Wednesday, April 21, 2004

It's No Mystery for Mystery Lovers

I am not much of a mystery reader myself but my mom is. One of her favorite writers is Sara Paretsky. In These Times has an article/review of Paretsky's most recent book Blacklist. They make it sound so interesting I might just have to give it a perusal:

In previous books, her characters confronted the Holocaust, homelessness and corruption in the prison system. And although she didn’t set out to write an overtly political book this time, her latest novel, Blacklist, takes place soon after the U.S. invasion of Afghanistan. Paretsky originally intended to write about a crime committed during the McCarthy era but was pulled toward the overwhelming parallels between that time and the current political climate. With America still reeling from 9/11, in Blacklist Warshawski confronts the USA Patriot Act, hides a young fugitive accused of terrorism and ducks the FBI. “I started writing it right about the time of the attack on the World Trade Center,” Paretsky explains. “I was pretty much like everyone else in the country, in a state of shock and numbness and having a hard time getting moving.

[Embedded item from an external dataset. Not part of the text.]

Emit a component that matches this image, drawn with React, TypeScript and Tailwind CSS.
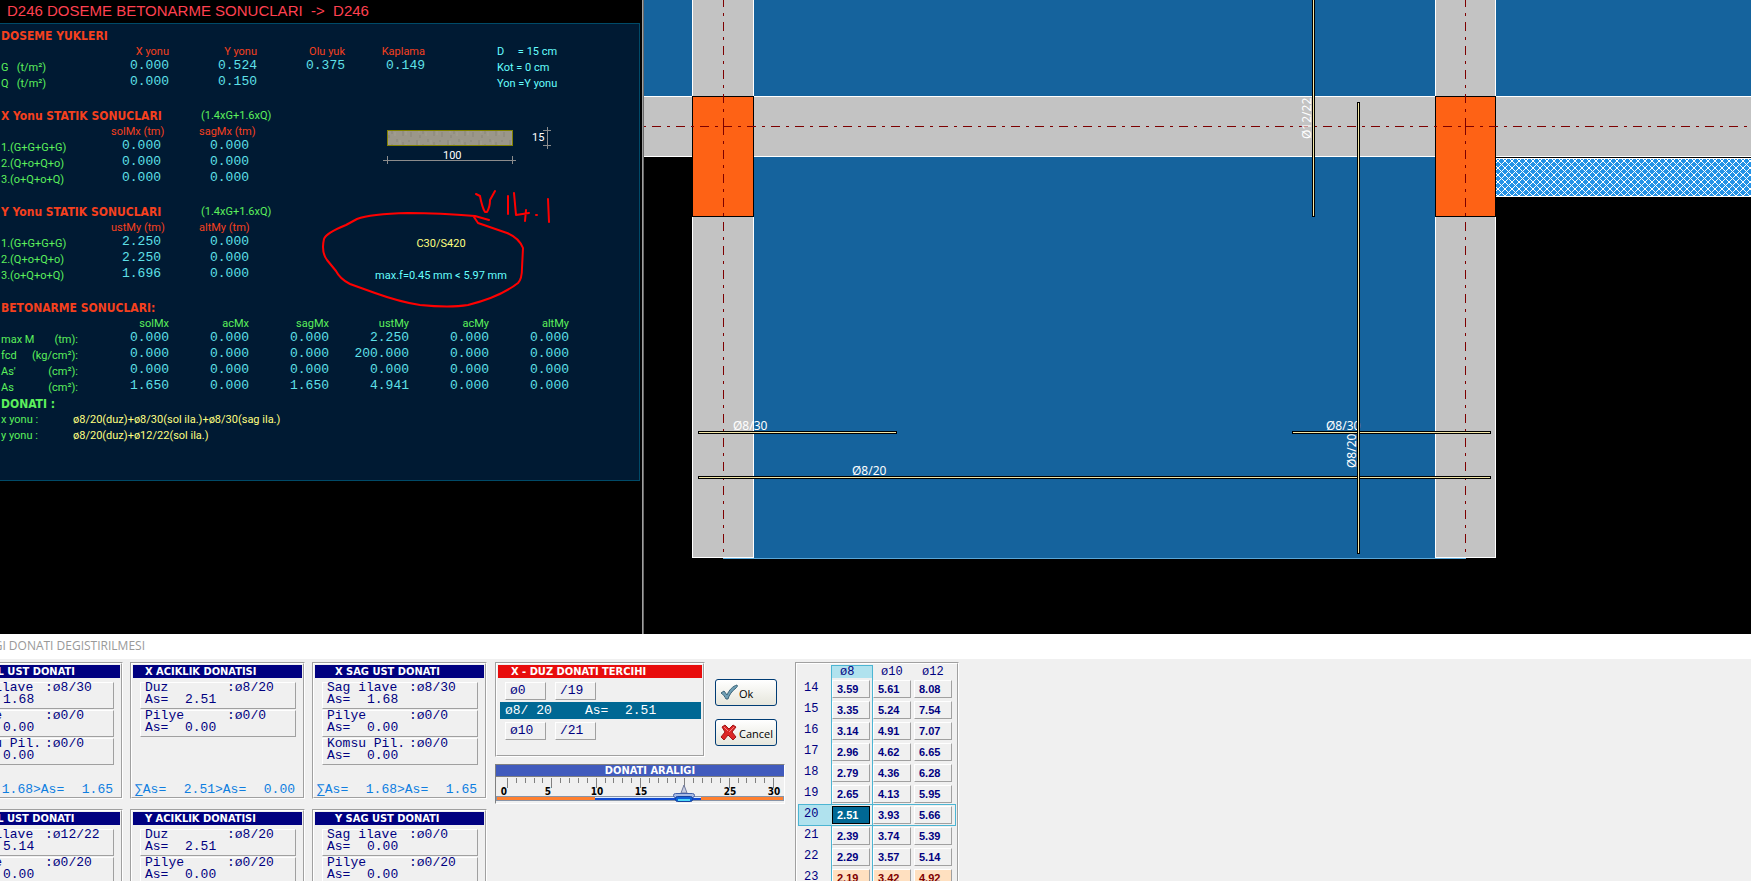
import { useState, type ReactNode } from 'react';

const LOADS = [
  { name: 'G', values: ['0.000', '0.524', '0.375', '0.149'] },
  { name: 'Q', values: ['0.000', '0.150'] },
];

const STATICS = [
  {
    title: 'X Yonu STATIK SONUCLARI',
    heads: ['solMx (tm)', 'sagMx (tm)'],
    values: [['0.000', '0.000'], ['0.000', '0.000'], ['0.000', '0.000']],
  },
  {
    title: 'Y Yonu STATIK SONUCLARI',
    heads: ['ustMy (tm)', 'altMy (tm)'],
    values: [['2.250', '0.000'], ['2.250', '0.000'], ['1.696', '0.000']],
  },
];

const CASES = ['1.(G+G+G+G)', '2.(Q+o+Q+o)', '3.(o+Q+o+Q)'];

const CONCRETE = [
  { name: 'max M', unit: '(tm):', values: ['0.000', '0.000', '0.000', '2.250', '0.000', '0.000'] },
  { name: 'fcd', unit: '(kg/cm²):', values: ['0.000', '0.000', '0.000', '200.000', '0.000', '0.000'] },
  { name: "As'", unit: '(cm²):', values: ['0.000', '0.000', '0.000', '0.000', '0.000', '0.000'] },
  { name: 'As', unit: '(cm²):', values: ['1.650', '0.000', '1.650', '4.941', '0.000', '0.000'] },
];

type RebarGroup = {
  title: string;
  indent: string;
  items: { name: string; bar: string; area: string }[];
  sum: string[];
};

const GROUPS: RebarGroup[][] = [
  [
    {
      title: 'X SOL UST DONATI',
      indent: 'pl-[20px]',
      items: [
        { name: 'Sol ilave', bar: 'ø8/30', area: '1.68' },
        { name: 'Pilye', bar: 'ø0/0', area: '0.00' },
        { name: 'Komsu Pil.', bar: 'ø0/0', area: '0.00' },
      ],
      sum: ['1.68', '1.65'],
    },
    {
      title: 'X ACIKLIK DONATISI',
      indent: 'pl-[12px]',
      items: [
        { name: 'Duz', bar: 'ø8/20', area: '2.51' },
        { name: 'Pilye', bar: 'ø0/0', area: '0.00' },
      ],
      sum: ['2.51', '0.00'],
    },
    {
      title: 'X SAG UST DONATI',
      indent: 'pl-[20px]',
      items: [
        { name: 'Sag ilave', bar: 'ø8/30', area: '1.68' },
        { name: 'Pilye', bar: 'ø0/0', area: '0.00' },
        { name: 'Komsu Pil.', bar: 'ø0/0', area: '0.00' },
      ],
      sum: ['1.68', '1.65'],
    },
  ],
  [
    {
      title: 'Y SOL UST DONATI',
      indent: 'pl-[20px]',
      items: [
        { name: 'Sol ilave', bar: 'ø12/22', area: '5.14' },
        { name: 'Pilye', bar: 'ø0/20', area: '0.00' },
      ],
      sum: [],
    },
    {
      title: 'Y ACIKLIK DONATISI',
      indent: 'pl-[12px]',
      items: [
        { name: 'Duz', bar: 'ø8/20', area: '2.51' },
        { name: 'Pilye', bar: 'ø0/20', area: '0.00' },
      ],
      sum: [],
    },
    {
      title: 'Y SAG UST DONATI',
      indent: 'pl-[20px]',
      items: [
        { name: 'Sag ilave', bar: 'ø0/0', area: '0.00' },
        { name: 'Pilye', bar: 'ø0/20', area: '0.00' },
      ],
      sum: [],
    },
  ],
];

const AREAS: [number, string[]][] = [
  [14, ['3.59', '5.61', '8.08']],
  [15, ['3.35', '5.24', '7.54']],
  [16, ['3.14', '4.91', '7.07']],
  [17, ['2.96', '4.62', '6.65']],
  [18, ['2.79', '4.36', '6.28']],
  [19, ['2.65', '4.13', '5.95']],
  [20, ['2.51', '3.93', '5.66']],
  [21, ['2.39', '3.74', '5.39']],
  [22, ['2.29', '3.57', '5.14']],
  [23, ['2.19', '3.42', '4.92']],
];

const MONO = "font-['Liberation_Mono',monospace]";
const HEADING = "font-['DejaVu_Sans_Condensed','DejaVu_Sans',sans-serif] font-bold";

function Heading({ children }: { children: ReactNode }) {
  return <h2 className={`${HEADING} pl-px text-[12px] text-[#f5401e]`}>{children}</h2>;
}

function Value({ children }: { children: ReactNode }) {
  return <td className={`${MONO} p-0 text-right align-top text-[13px] leading-[12px] text-[#5fe0e8]`}>{children}</td>;
}

function StaticTable({ title, heads, values }: (typeof STATICS)[number]) {
  return (
    <section>
      <div className="flex whitespace-nowrap">
        <div className="w-[201px] shrink-0"><Heading>{title}</Heading></div>
        <span className="text-[#5cf05c]">(1.4xG+1.6xQ)</span>
      </div>
      <table className="w-[249px] table-fixed border-collapse whitespace-nowrap text-left">
        <thead>
          <tr className="h-4 text-[#f5401e]">
            <th className="w-[73px] p-0" />
            {heads.map((h) => <th key={h} className="w-[88px] p-0 pl-[38px] font-normal">{h}</th>)}
          </tr>
        </thead>
        <tbody>
          {values.map((row, i) => (
            <tr key={CASES[i]} className="h-4">
              <th className="p-0 pl-px font-normal text-[#5cf05c]">{CASES[i]}</th>
              {row.map((v, j) => <Value key={j}>{v}</Value>)}
            </tr>
          ))}
        </tbody>
      </table>
    </section>
  );
}

function SlabFigure() {
  return (
    <svg width="240" height="60" className="block" aria-label="15 x 100">
      <defs>
        <pattern id="concrete" width="31" height="14" patternUnits="userSpaceOnUse">
          <rect width="31" height="14" fill="#9b978a" />
          <path d="M3 2v5M9 6v4M14 1v3M20 4v8M26 2v2M28 8v5M6 11v3" stroke="#8a8678" />
          <path d="M5 3v6M12 8v4M23 6v5M17 2v4" stroke="#a6a295" />
        </pattern>
      </defs>
      <rect x="66.500" y="6.500" width="125" height="15" fill="url(#concrete)" stroke="#808000" />
      <path d="M62 36.500h133M66.500 32v8M191.500 32v8M226.500 3v22M222 6.500h8M222 21.500h8" stroke="#8c8c8c" fill="none" />
      <g fill="#fff" className="font-['Roboto',sans-serif] text-[11px]">
        <text x="122" y="35">100</text>
        <text x="211" y="17">15</text>
      </g>
    </svg>
  );
}

function Report() {
  return (
    <div className="relative w-[642px] shrink-0 overflow-hidden font-['Roboto',sans-serif] text-[11px] leading-4">
      <h1 className="h-[23px] whitespace-pre pl-[7px] font-['Liberation_Sans',sans-serif] text-[15px] leading-[22px] text-[#ff4050]">
        {'D246 DOSEME BETONARME SONUCLARI  ->  D246'}
      </h1>
      <div className="mr-[2px] h-[458px] border border-l-0 border-[#004a68] bg-[#001a33] pt-1">
        <Heading>DOSEME YUKLERI</Heading>
        <div className="flex gap-[72px]">
          <table className="w-[425px] table-fixed border-collapse">
            <thead>
              <tr className="h-4 text-right text-[#f5401e]">
                <th className="w-[81px] p-0" />
                <th className="w-[88px] p-0 font-normal">X yonu</th>
                <th className="w-[88px] p-0 font-normal">Y yonu</th>
                <th className="w-[88px] p-0 font-normal">Olu yuk</th>
                <th className="w-[80px] p-0 font-normal">Kaplama</th>
              </tr>
            </thead>
            <tbody>
              {LOADS.map((l) => (
                <tr key={l.name} className="h-4">
                  <th className="whitespace-pre p-0 pl-px text-left font-normal text-[#5cf05c]">{`${l.name}   (t/m²)`}</th>
                  {l.values.map((v, i) => <Value key={i}>{v}</Value>)}
                </tr>
              ))}
            </tbody>
          </table>
          <div className="whitespace-pre text-[#6ff]">
            <p>{'D     = 15 cm'}</p>
            <p>Kot = 0 cm</p>
            <p>Yon =Y yonu</p>
          </div>
        </div>

        <div className="mt-4 flex gap-[72px]">
          <div className="flex w-[249px] flex-col gap-4">
            {STATICS.map((s) => <StaticTable key={s.title} {...s} />)}
          </div>
          <div className="w-[240px] pt-4 text-center">
            <SlabFigure />
            <p className="mt-[52px] text-[#ffff80]">C30/S420</p>
            <p className="mt-4 text-[#6ff]">max.f=0.45 mm &lt; 5.97 mm</p>
          </div>
        </div>

        <div className="mt-4">
          <Heading>BETONARME SONUCLARI:</Heading>
          <table className="w-[569px] table-fixed border-collapse text-[#5cf05c]">
            <thead>
              <tr className="h-4 text-right">
                <th className="w-[89px] p-0" />
                {['solMx', 'acMx', 'sagMx', 'ustMy', 'acMy', 'altMy'].map((h) => (
                  <th key={h} className="w-[80px] p-0 font-normal">{h}</th>
                ))}
              </tr>
            </thead>
            <tbody>
              {CONCRETE.map((r) => (
                <tr key={r.name} className="h-4">
                  <th className="p-0 font-normal">
                    <div className="flex w-[78px] justify-between pl-px"><span>{r.name}</span><span>{r.unit}</span></div>
                  </th>
                  {r.values.map((v, i) => <Value key={i}>{v}</Value>)}
                </tr>
              ))}
            </tbody>
          </table>
          <h2 className={`${HEADING} pl-px text-[12px] text-[#5cf05c]`}>DONATI :</h2>
          <dl className="grid grid-cols-[73px_1fr] text-[#5cf05c]">
            <dt className="pl-px">x yonu :</dt>
            <dd className="text-[#ffff80]">ø8/20(duz)+ø8/30(sol ila.)+ø8/30(sag ila.)</dd>
            <dt className="pl-px">y yonu :</dt>
            <dd className="text-[#ffff80]">ø8/20(duz)+ø12/22(sol ila.)</dd>
          </dl>
        </div>
      </div>

      {/* freehand pen markup */}
      <svg className="pointer-events-none absolute top-0 left-0 h-full w-full" fill="none" stroke="#f00" strokeWidth="2" strokeLinecap="round" strokeLinejoin="round">
        <path d="M489 220L475 216Q440 213 408 213Q370 214 357 219L346 225Q326 233 324 239Q321 252 327 260L336 271Q340 279 350 284L375 293Q400 302 420 305Q450 308 468 305Q500 297 518 283Q522 279 522 268L523 248Q519 238 507 233L478 223L474 217" />
        <path d="M476 194L480 196Q482 207 485 212H487Q490 207 490 200L495 191M508 196V214M514 193L516 215L529 213M526 210L525 221M536 215h1M548 199L549 222" />
      </svg>
    </div>
  );
}

function Bar({ x, y, length, vertical }: { x: number; y: number; length: number; vertical?: boolean }) {
  return vertical ? (
    <g>
      <rect x={x - 1} y={y} width="3" height={length} fill="#000" />
      <rect x={x} y={y + 1} width="1" height={length - 2} fill="#f3e7a8" />
    </g>
  ) : (
    <g>
      <rect x={x} y={y - 1} width={length} height="3" fill="#000" />
      <rect x={x + 1} y={y} width={length - 2} height="1" fill="#f3e7a8" />
    </g>
  );
}

function PlanView() {
  return (
    <svg className="h-full min-w-0 flex-1 border-l border-[#696969] bg-black" shapeRendering="crispEdges">
      <defs>
        <pattern id="hatch" width="7" height="7" patternUnits="userSpaceOnUse">
          <rect width="7" height="7" fill="#2492e6" />
          <path d="M-1 -1L8 8M8 -1L-1 8" stroke="#fff" />
        </pattern>
      </defs>
      <g transform="translate(-644 0)">
        {/* slabs */}
        <rect x="644" y="0" width="3000" height="96" fill="#15639d" />
        <rect x="723" y="156" width="743" height="403" fill="#5aa7d8" />
        <rect x="723" y="156" width="743" height="402" fill="#15639d" />
        <rect x="1496" y="158" width="3000" height="39" fill="#fff" />
        <rect x="1496" y="159" width="3000" height="37" fill="url(#hatch)" />

        {/* beams */}
        <g fill="#c3c3c3" stroke="#fff">
          <rect x="692.500" y="-2" width="61" height="559.500" />
          <rect x="1435.500" y="-2" width="60" height="559.500" />
          <rect x="640" y="96.500" width="3000" height="60" />
        </g>

        {/* columns */}
        <g fill="#fe6215" stroke="#000">
          <rect x="692.500" y="96.500" width="61" height="120" />
          <rect x="1435.500" y="96.500" width="60" height="120" />
        </g>

        {/* axes */}
        <g stroke="#7d0000" strokeDasharray="9 6 3 6">
          <path d="M628 126.500H723M723 126.500H1465M1465 126.500H3600" />
          <path d="M723.500 -2V126M723.500 126V557M1465.500 -2V126M1465.500 126V557" />
        </g>

        <g fill="#fff" className="font-['Noto_Sans',sans-serif] text-[12px]">
          <text x="733" y="430">Ø8/30</text>
          <text x="852" y="475">Ø8/20</text>
          <text x="1326" y="430">Ø8/30</text>
          <text transform="translate(1356 468) rotate(-90)">Ø8/20</text>
          <text transform="translate(1311 139) rotate(-90)">Ø12/22</text>
        </g>

        <Bar x={698} y={432} length={199} />
        <Bar x={1292} y={432} length={199} />
        <Bar x={698} y={477} length={793} />
        <Bar x={1313} y={-2} length={219} vertical />
        <Bar x={1358} y={102} length={452} vertical />
      </g>
    </svg>
  );
}

function Etched({ className, children }: { className: string; children: ReactNode }) {
  return (
    <div className={`${className} shrink-0 border border-t-[#a0a0a0] border-r-white border-b-white border-l-[#a0a0a0]`}>
      <div className="h-full border border-t-white border-r-[#a0a0a0] border-b-[#a0a0a0] border-l-white p-px">{children}</div>
    </div>
  );
}

const RAISED = 'border border-t-white border-r-[#a0a0a0] border-b-[#a0a0a0] border-l-white';

function RebarPanel({ title, indent, items, sum }: RebarGroup) {
  return (
    <Etched className="h-[137px] w-[175px]">
      <div className="flex h-full flex-col">
        <h3 className={`${HEADING} ${indent} h-[13px] bg-[#000080] text-[11px] leading-[13px] text-white`}>{title}</h3>
        <div className="flex flex-col gap-px px-[7px] pt-1">
          {items.map((item) => (
            <button key={item.name} type="button" className={`${RAISED} ${MONO} flex h-[27px] w-[156px] flex-col pl-1 text-left text-[13px] leading-[12px] text-[#000080]`}>
              <span className="-mt-px flex"><span className="w-[82px]">{item.name}</span>:{item.bar}</span>
              <span className="flex"><span className="w-[40px]">As=</span>{item.area}</span>
            </button>
          ))}
        </div>
        {sum.length > 0 && (
          <p className={`${MONO} mt-auto flex w-[162px] justify-between pl-[2px] text-[13px] leading-[12px] text-[#0f7ee0]`}>
            <span>∑As=</span>
            <span>{sum[0]}&gt;As=</span>
            <span>{sum[1]}</span>
          </p>
        )}
      </div>
    </Etched>
  );
}

function Choice({ children }: { children: ReactNode }) {
  return (
    <button type="button" className={`${RAISED} ${MONO} block h-[18px] w-[41px] pl-1 text-left text-[13px] leading-4 text-[#000080]`}>
      {children}
    </button>
  );
}

function SpacingSlider() {
  const [spacing, setSpacing] = useState(20);
  const at = (n: number) => 12 + Math.round((n * 266) / 30);

  return (
    <div className="w-[290px] border border-t-[#808080] border-r-white border-b-white border-l-[#808080]">
      <h3 className={`${HEADING} h-3 border-b border-[#808080] bg-[#415bbd] pl-5 text-center text-[11px] leading-[11px] text-white`}>DONATI ARALIGI</h3>
      <div className="relative">
        <svg width="288" height="26" className="block">
          <g stroke="#808080" shapeRendering="crispEdges">
            {Array.from({ length: 31 }, (_, n) => (
              <path key={n} d={`M${at(n) - 0.5} 1v${n % 5 === 0 ? 10 : 5}`} />
            ))}
          </g>
          <g className="font-['DejaVu_Sans_Condensed','DejaVu_Sans',sans-serif] text-[10px] font-bold" textAnchor="middle">
            {[0, 5, 10, 15, 25, 30].map((n) => (
              <text key={n} x={at(n) - (n < 10 ? 4 : 0)} y="18">{n}</text>
            ))}
          </g>
          <rect x="0" y="19" width="288" height="5" fill="#8794a8" />
          <rect x="1" y="20" width="98" height="3" fill="#ff8030" />
          <rect x="205" y="20" width="82" height="3" fill="#ff8030" />
          <rect x="99" y="20" width="106" height="1" fill="#dceaff" />
          <rect x="99" y="21" width="106" height="2" fill="#1048d0" />
          <g transform={`translate(${at(spacing) - 1} 0)`}>
            <path d="M0 8L-3 16H3Z" fill="#c9cde0" stroke="#707a9c" />
            <rect x="-10.500" y="16.500" width="21" height="4" rx="2" fill="#a9bbe4" stroke="#4260a8" />
            <rect x="-8.500" y="19.500" width="17" height="5" rx="2" fill="#1060d8" stroke="#17429c" />
            <rect x="-6" y="22" width="12" height="2" fill="#4fd8f8" />
          </g>
        </svg>
        <input
          type="range"
          min={0}
          max={30}
          value={spacing}
          aria-label="DONATI ARALIGI"
          onChange={(e) => setSpacing(Number(e.target.value))}
          className="absolute inset-0 w-full cursor-pointer opacity-0"
        />
      </div>
    </div>
  );
}

const DIALOG_BUTTON =
  "flex h-[27px] w-[62px] items-center gap-px rounded-[3px] border border-[#003c74] bg-linear-to-b from-white to-[#e6e6dc] pl-1 font-['Open_Sans',sans-serif] text-[11px] text-black";

function AreaTable() {
  return (
    <Etched className="h-[260px] w-[164px]">
      <div className="relative h-full">
        <div className="absolute top-0 left-[33px] h-full w-[42px] border border-[#4cb5d3]">
          <div className="h-3 bg-[#b0e2ee]" />
        </div>
        <div className="absolute top-[139px] left-0 h-[22px] w-[158px] border border-[#4cb5d3]">
          <div className="h-full w-[33px] bg-[#b0e2ee]" />
        </div>
        <table className="relative table-fixed border-separate border-spacing-[3px] text-[#000080]">
          <thead>
            <tr className={`${MONO} text-left text-[12px] leading-[9px]`}>
              <th className="w-[28px] p-0" />
              {['ø8', 'ø10', 'ø12'].map((d) => <th key={d} className="w-[38px] p-0 pl-2 font-normal">{d}</th>)}
            </tr>
          </thead>
          <tbody>
            {AREAS.map(([step, areas]) => (
              <tr key={step}>
                <th className={`${MONO} p-0 pl-[3px] text-left align-top text-[12px] leading-4 font-normal`}>{step}</th>
                {areas.map((a, i) => (
                  <td key={i} className="p-0">
                    <button
                      type="button"
                      className={`block h-[18px] w-full border pl-1 text-left font-['Liberation_Sans',sans-serif] text-[11px] leading-4 font-bold ${
                        step === 20 && i === 0
                          ? 'border-black bg-[#006894] text-white'
                          : step === 23
                            ? 'border-t-white border-r-[#a0a0a0] border-b-[#a0a0a0] border-l-white bg-[#ffe0c0] text-[#800000]'
                            : 'border-t-white border-r-[#a0a0a0] border-b-[#a0a0a0] border-l-white bg-[#f0f0f0]'
                      }`}
                    >
                      {a}
                    </button>
                  </td>
                ))}
              </tr>
            ))}
          </tbody>
        </table>
      </div>
    </Etched>
  );
}

export default function App() {
  return (
    <div className="h-screen overflow-hidden bg-[#f0f0f0]">
      <div className="flex h-[634px] bg-black">
        <Report />
        <div className="w-px shrink-0 bg-[#a0a0a0]" />
        <PlanView />
      </div>

      <div className="bg-white">
        <p className="flex h-[25px] w-[145px] justify-end overflow-hidden whitespace-nowrap font-['Open_Sans',sans-serif] text-[12px] leading-[23px] text-[#999]">
          AGI DONATI DEGISTIRILMESI
        </p>
      </div>

      <div className="flex pt-[3px]">
        <div className="-ml-[52px] flex shrink-0 flex-col gap-[10px]">
          {GROUPS.map((row, i) => (
            <div key={i} className="flex gap-[7px]">
              {row.map((g) => <RebarPanel key={g.title} {...g} />)}
            </div>
          ))}
        </div>

        <div className="ml-[8px] shrink-0">
          <div className="flex gap-[10px]">
            <Etched className="h-[95px] w-[210px]">
              <h3 className={`${HEADING} h-[13px] bg-[#e80c0c] pl-[13px] text-[11px] leading-[13px] text-white`}>X - DUZ DONATI TERCIHI</h3>
              <div className="mt-1 flex gap-[9px] pl-[7px]"><Choice>ø0</Choice><Choice>/19</Choice></div>
              <button type="button" className={`${MONO} m-[2px] flex h-[17px] w-[201px] bg-[#006894] pl-[5px] text-left text-[13px] leading-[17px] text-white`}>
                <span className="w-[80px]">ø8/ 20</span>
                <span className="w-[40px]">As=</span>
                <span>2.51</span>
              </button>
              <div className="mt-[3px] flex gap-[9px] pl-[7px]"><Choice>ø10</Choice><Choice>/21</Choice></div>
            </Etched>
            <div className="flex flex-col gap-[13px] pt-[17px]">
              <button type="button" className={DIALOG_BUTTON}>
                <svg width="18" height="17" viewBox="0 0 18 17">
                  <path d="M1 9L4 7L7 11C9 6 13 2 17 1C18 2 17 3 16 4C12 7 9 11 8 15H6C5 13 3 10 1 9Z" fill="#6f9fb5" stroke="#3c6478" />
                </svg>
                <span className="pt-1">Ok</span>
              </button>
              <button type="button" className={DIALOG_BUTTON}>
                <svg width="18" height="17" viewBox="0 0 18 17">
                  <path d="M2 3L5 1L9 5L13 1L16 3L12 8L16 13L13 16L8 11L4 16L1 13L5 8Z" fill="#dc2626" stroke="#a01616" strokeLinejoin="round" />
                  <path d="M4 3L8 7M14 3L9 8" stroke="#f28080" />
                </svg>
                <span className="pt-1">Cancel</span>
              </button>
            </div>
          </div>
          <div className="mt-[7px]">
            <SpacingSlider />
          </div>
        </div>

        <div className="ml-[10px]">
          <AreaTable />
        </div>
      </div>
    </div>
  );
}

So I started a story that would let me retreat a little from the present … but as I was working on the novel, of course, the events of the day were not remote.” During the last half of the novel, Warshawski contends with the state threatening her constitutional rights—searching her home, tapping her phone and following her car, all without a warrant. As the P.I. evades the FBI, readers are confronted with the ways the government can invade one’s privacy—as much in fiction as in real life.